Erfahrung und Experimentierfreude
Für ihre Experimentierfreude spricht der Lavendellikör. Weil die mediterranen Lavendelbüsche, die sie unter den Weinbergspfirsichen gepflanzt hatte, auf dem kargen Weinbergsboden so gut gediehen, entwickelte Alexandra Steinmann eine Rezeptur, um den ätherischen Duft der blauen Blüten in einem Likör einzufangen. Wie ernst es ihr mit den edlen Bränden und Likören ist, beweist die Berufsausbildung zur Brennerin, die sie vor einigen Jahren absolvierte.
Eine der wichtigsten Voraussetzungen für einen ausgezeichneten Likör ist der Alkohol. Die Steinmanns verwenden dafür nur eigene Destillate, wo immer möglich vom gleichen Obst. So wird der Quittenlikör mit Quittenbrand hergestellt und der Mispellikör mit Mispelbrand. Die natürlichen Aromen werden dadurch verstärkt, sagt Stefan Steinmann, die Schärfe des hochprozentigen Destillats durch die Süße der Frucht abgerundet.
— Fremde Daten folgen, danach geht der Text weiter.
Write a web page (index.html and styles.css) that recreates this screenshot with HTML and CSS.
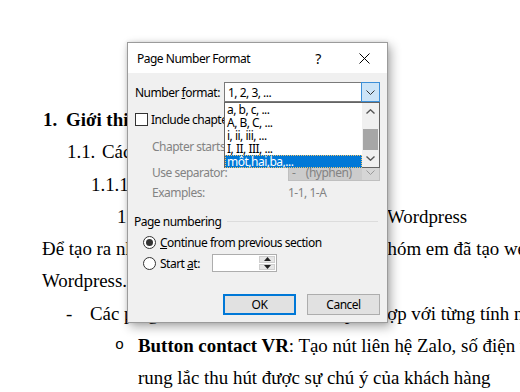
FILE: index.html
```html
<!DOCTYPE html>
<html lang="vi">
<head>
<meta charset="utf-8">
<title>Page Number Format</title>
<link rel="stylesheet" href="styles.css">
</head>
<body>
<div class="page">
  <p class="line l1"><span class="mk n1">1.</span>Giới thiệu chung</p>
  <p class="line l2"><span class="mk n2">1.1.</span>Các công nghệ sử dụng</p>
  <p class="line l3">1.1.1. Tổng quan về Wordpress</p>
  <p class="line l4">1.1.1.1. Giới thiệu về plugins trong Wordpress</p>
  <p class="line pp">Để tạo ra những plugin hỗ trợ cho websites, nhóm em đã tạo website trên</p>
  <p class="line pp">Wordpress.</p>
  <p class="line dash"><span class="mk">-</span>Các plugin được thiết kế đặc biệt phù hợp với từng tính năng</p>
  <p class="line bul"><span class="mk bullet">o</span><b>Button contact VR</b>: Tạo nút liên hệ Zalo, số điện thoại</p>
  <p class="line cont">rung lắc thu hút được sự chú ý của khách hàng</p>
</div>

<div class="dialog">
  <div class="titlebar">
    <span class="title">Page Number Format</span>
    <span class="help">?</span>
    <span class="close"><svg width="11" height="11" viewBox="0 0 11 11"><path d="M0.5 0.5L10.5 10.5M10.5 0.5L0.5 10.5" stroke="#000" stroke-width="1" fill="none"/></svg></span>
  </div>
  <div class="body">
    <div class="row r-format">
      <span class="lbl">Number <u>f</u>ormat:</span>
      <div class="combo">
        <span class="combo-text">1, 2, 3, ...</span>
        <span class="combo-btn"><svg width="9" height="5" viewBox="0 0 9 5"><path d="M0.5 0.5L4.5 4.5L8.5 0.5" stroke="#333" fill="none"/></svg></span>
      </div>
    </div>
    <div class="row r-check">
      <span class="checkbox"></span>
      <span class="check-text">Include chapter <u>n</u>umber</span>
    </div>
    <div class="row r-chapter disabled">
      <span class="ilbl">Chapter starts with style:</span>
      <div class="combo off small"><span class="combo-text">Heading 1</span></div>
    </div>
    <div class="row r-sep disabled">
      <span class="ilbl">Use separator:</span>
      <div class="combo off small">
        <span class="combo-text">-&nbsp;&nbsp;&nbsp;&nbsp;(hyphen)</span>
        <span class="off-btn"><svg width="9" height="5" viewBox="0 0 9 5"><path d="M0.5 0.5L4.5 4.5L8.5 0.5" stroke="#9a9a9a" fill="none"/></svg></span>
      </div>
    </div>
    <div class="row r-ex disabled">
      <span class="ilbl">Examples:</span>
      <span>1-1, 1-A</span>
    </div>
    <div class="row r-group">
      <span>Page numbering</span>
      <span class="group-line"></span>
    </div>
    <div class="row r-radio1">
      <span class="radio on"></span>
      <span class="radio-text"><u>C</u>ontinue from previous section</span>
    </div>
    <div class="row r-radio2">
      <span class="radio"></span>
      <span class="radio-text start">Start <u>a</u>t:</span>
      <div class="spin">
        <span class="spin-field"></span>
        <span class="spin-btns">
          <span class="spin-b"><svg width="7" height="4" viewBox="0 0 7 4"><path d="M0 4L3.5 0L7 4Z" fill="#222"/></svg></span>
          <span class="spin-b"><svg width="7" height="4" viewBox="0 0 7 4"><path d="M0 0L3.5 4L7 0Z" fill="#222"/></svg></span>
        </span>
      </div>
    </div>
    <div class="row r-buttons">
      <span class="btn default">OK</span>
      <span class="btn">Cancel</span>
    </div>
  </div>

  <div class="droplist">
    <div class="items">
      <div class="item">a, b, c, ...</div>
      <div class="item">A, B, C, ...</div>
      <div class="item">i, ii, iii, ...</div>
      <div class="item">I, II, III, ...</div>
      <div class="item sel">một,hai,ba,...</div>
    </div>
    <div class="scrollbar">
      <span class="sb-arrow"><svg width="9" height="5" viewBox="0 0 9 5"><path d="M0.5 4.5L4.5 0.8L8.5 4.5" stroke="#555" stroke-width="1.4" fill="none"/></svg></span>
      <span class="sb-thumb"></span>
      <span class="sb-arrow down"><svg width="9" height="5" viewBox="0 0 9 5"><path d="M0.5 0.5L4.5 4.2L8.5 0.5" stroke="#555" stroke-width="1.4" fill="none"/></svg></span>
    </div>
  </div>
</div>
</body>
</html>
```

FILE: styles.css
```css
html, body {
  margin: 0;
  padding: 0;
}
body {
  width: 520px;
  height: 392px;
  overflow: hidden;
  position: relative;
  background: #ffffff;
}

/* ---------- document behind ---------- */
.page {
  padding-top: 104px;
  font-family: "Liberation Serif", "Times New Roman", serif;
  font-size: 18.9px;
  line-height: 32.25px;
  color: #000;
  white-space: nowrap;
  overflow: hidden;
}
.line {
  margin: 0;
  height: 32.25px;
  display: flex;
}
.mk { flex-shrink: 0; }
.l1 { padding-left: 43px; font-weight: bold; }
.n1 { width: 23px; }
.l2 { padding-left: 67px; }
.n2 { width: 35px; }
.l3 { padding-left: 91px; }
.l4 { padding-left: 117px; }
.pp { padding-left: 42px; }
.dash { padding-left: 66px; }
.dash .mk { width: 24px; }
.bul { padding-left: 115px; white-space: pre; }
.bul .mk { width: 23px; }
.bullet {
  font-family: "Liberation Mono", monospace;
  font-size: 15px;
}
.cont { padding-left: 138px; }

/* ---------- dialog ---------- */
.dialog {
  position: absolute;
  left: 127px;
  top: 42px;
  width: 259px;
  height: 279px;
  border: 1px solid #9b9b9b;
  background: #f0f0f0;
  box-shadow: 3px 4px 10px rgba(0, 0, 0, 0.32), 0 0 4px rgba(0, 0, 0, 0.12);
  font-family: "Noto Sans", "Open Sans", sans-serif;
  font-size: 12px;
  letter-spacing: -0.5px;
  color: #000;
  white-space: nowrap;
}
.titlebar {
  height: 30px;
  background: #ffffff;
  display: flex;
  align-items: center;
}
.title {
  flex: 1;
  padding-left: 9px;
}
.help {
  width: 36px;
  margin-right: 5px;
  text-align: center;
  font-size: 14px;
}
.close {
  width: 46px;
  height: 30px;
  display: flex;
  align-items: center;
  justify-content: center;
}

.body {
  padding: 9px 7px 0 6px;
}
.row {
  display: flex;
  align-items: center;
}
.r-format { height: 20px; }
.lbl {
  width: 89px;
  padding-left: 1px;
}
.combo {
  width: 156px;
  height: 20px;
  box-sizing: border-box;
  border: 1px solid #7a7a7a;
  background: #fff;
  display: flex;
  align-items: center;
}
.combo-text { padding-left: 3px; flex: 1; }
.combo-btn {
  align-self: stretch;
  width: 17px;
  margin: -1px -1px -1px 0;
  border: 1px solid #3c8fd8;
  background: #cce4f7;
  display: flex;
  align-items: center;
  justify-content: center;
}

.r-check { height: 13px; margin-top: 11px; }
.checkbox {
  width: 13px;
  height: 13px;
  box-sizing: border-box;
  border: 1px solid #333;
  background: #fff;
  margin-left: 1px;
}
.check-text { margin-left: 3px; }

.disabled { color: #838383; }
.ilbl {
  width: 136px;
  padding-left: 18px;
}
.r-chapter { height: 16px; margin-top: 12px; }
.r-sep { height: 17px; margin-top: 10px; }
.r-ex { height: 16px; margin-top: 3px; }
.combo.off {
  width: 92px;
  border-color: #bfbfbf;
  background: #cccccc;
  color: #838383;
}
.combo.small { height: 17px; }
.off-btn {
  width: 17px;
  align-self: stretch;
  display: flex;
  align-items: center;
  justify-content: center;
  background: #d6d6d6;
}

.r-group { height: 16px; margin-top: 13px; }
.group-line {
  flex: 1;
  height: 1px;
  background: #dcdcdc;
  margin: 0 2px 0 6px;
}

.radio {
  width: 13px;
  height: 13px;
  box-sizing: border-box;
  border: 1px solid #333;
  border-radius: 50%;
  background: #fff;
  margin-left: 9px;
  display: flex;
  align-items: center;
  justify-content: center;
}
.radio.on::after {
  content: "";
  width: 7px;
  height: 7px;
  border-radius: 50%;
  background: #333;
}
.radio-text { margin-left: 4px; }
.r-radio1 { height: 16px; margin-top: 5px; }
.r-radio2 { height: 18px; margin-top: 4px; }
.start { width: 52px; }
.spin {
  width: 65px;
  height: 18px;
  box-sizing: border-box;
  border: 1px solid #adadad;
  background: #fff;
  display: flex;
}
.spin-field { flex: 1; }
.spin-btns {
  width: 16px;
  display: flex;
  flex-direction: column;
  padding: 1px 1px 1px 0;
  gap: 1px;
}
.spin-b {
  flex: 1;
  background: #e6e6e6;
  border: 1px solid #cfcfcf;
  display: flex;
  align-items: center;
  justify-content: center;
}

.r-buttons {
  height: 21px;
  margin-top: 22px;
  justify-content: flex-end;
  gap: 11px;
}
.btn {
  width: 73px;
  height: 21px;
  box-sizing: border-box;
  border: 1px solid #adadad;
  background: #e1e1e1;
  display: flex;
  align-items: center;
  justify-content: center;
}
.btn.default { border: 2px solid #0078d7; }

/* ---------- open drop-down list ---------- */
.droplist {
  position: absolute;
  left: 96px;
  top: 59px;
  width: 156px;
  height: 66px;
  box-sizing: border-box;
  border: 1px solid #646464;
  background: #fff;
  display: flex;
}
.items { flex: 1; }
.item {
  height: 13px;
  line-height: 13px;
  padding-left: 2px;
}
.item.sel {
  background: #0078d7;
  color: #fff;
  outline: 1px dotted #f2c36b;
  outline-offset: -1px;
}
.scrollbar {
  width: 17px;
  background: #f0f0f0;
  display: flex;
  flex-direction: column;
  align-items: center;
}
.sb-arrow {
  height: 17px;
  width: 17px;
  display: flex;
  align-items: center;
  justify-content: center;
}
.sb-thumb {
  width: 15px;
  height: 21px;
  margin-top: 9px;
  background: #a6a6a6;
}
.sb-arrow.down { margin-top: auto; }
```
Obwohl den Likören feste Rezepturen zugrunde liegen, entscheiden am Ende doch erfahrene Zungen über die genaue Zusammensetzung. "Die Sensorik ist ganz wichtig", sagt Stefan Steinmann. Jede einzelne Charge wird deshalb am Ende noch einmal genau abgeschmeckt und wenn nötig verändert. "Beim Obst ist jede Partie ein wenig anders, das Produkt sollte am Ende aber immer gleich schmecken." Dabei wird Alexandra Steinmann inzwischen tatkräftig von Tochter Anna unterstützt. Nach einer Ausbildung zur Winzerin sammelt sie zurzeit auf dem elterlichen Betrieb Berufserfahrung und will anschließend, wie ihre Mutter, eine Lehre als Brennerin anhängen.
Trend zu Likören und Mixgetränken
Die Zeichen für ihre berufliche Zukunft stehen gut, meint ihr Vater. Der Beliebtheit des Likörs hält an und hat durch den Trend zu Mixgetränken zusätzlichen Auftrieb erfahren. Das hätten ihm jüngst auch Bar-Kenner bestätigt, die Stefan Steinmann beim "Craft Spirits Festival" in der Hauptstadt kennen lernte. Dass die seine edlen Tropfen gerne mit anderen Zutaten und Essenzen mischen, stört den Likörmacher dabei nur wenig. "Mixgetränke schmecken auch besser, wenn man einen hochwertigen Likör dazu verwendet."